Que se passera-t-il, dans ces conditions, lorsqu’on entrera dans les nouvelles phases de la crise, encore à venir ? Lorsque les politiques nationales de plus en plus sécuritaires se videront de leur contenu (ou de leur alibi) social ? Des mouvements de protestation, sans doute, mais isolés, éventuellement déviés vers la violence ou récupérés par la xénophobie et le racisme déjà galopants, au bout du compte producteurs de plus d’impuissance et de plus de désespoir.
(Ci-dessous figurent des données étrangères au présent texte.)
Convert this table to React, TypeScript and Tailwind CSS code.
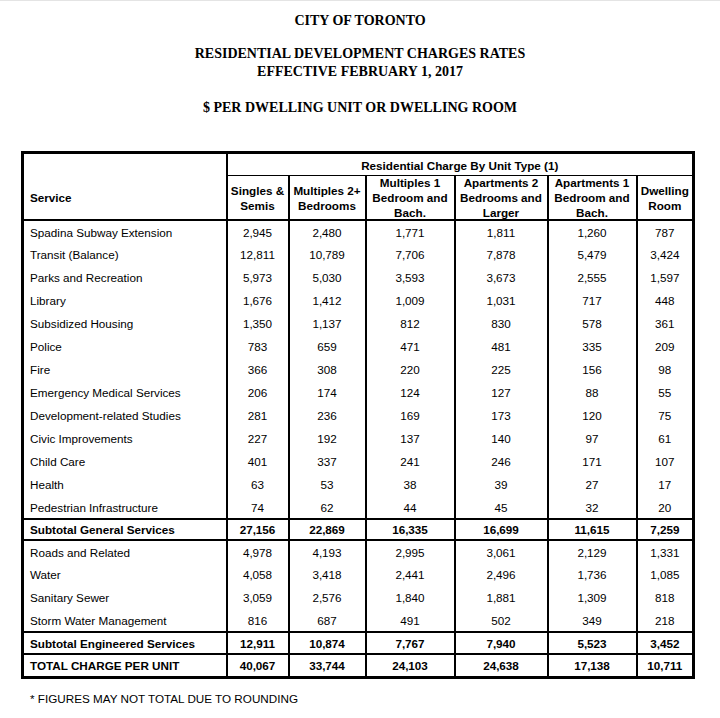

Et pourtant la droite capitaliste et nationaliste, si elle ne reste pas inactive, est potentiellement divisée entre des stratégies contradictoires : on l’a vu à propos des déficits publics et des plans de relance, on le verra plus encore lorsque l’existence des institutions européennes sera en jeu (comme le préfigure peut-être l’évolution britannique). Il y aurait là une occasion à saisir, un coin à enfoncer. Esquisser et débattre de ce que pourrait être, de ce que devrait être une politique anticrise à l’échelle de l’Europe, démocratiquement définie, marchant sur ses deux jambes (le gouvernement économique, la politique sociale), capable d’éliminer la corruption et de réduire les inégalités qui l’entretiennent, de restructurer les dettes et de promouvoir les objectifs communs qui justifient les transferts entre nations solidaires les unes des autres, telle est en tout cas la fonction des intellectuels progressistes européens, qu’ils se veuillent révolutionnaires ou réformistes. Et rien ne peut les excuser de s’y dérober.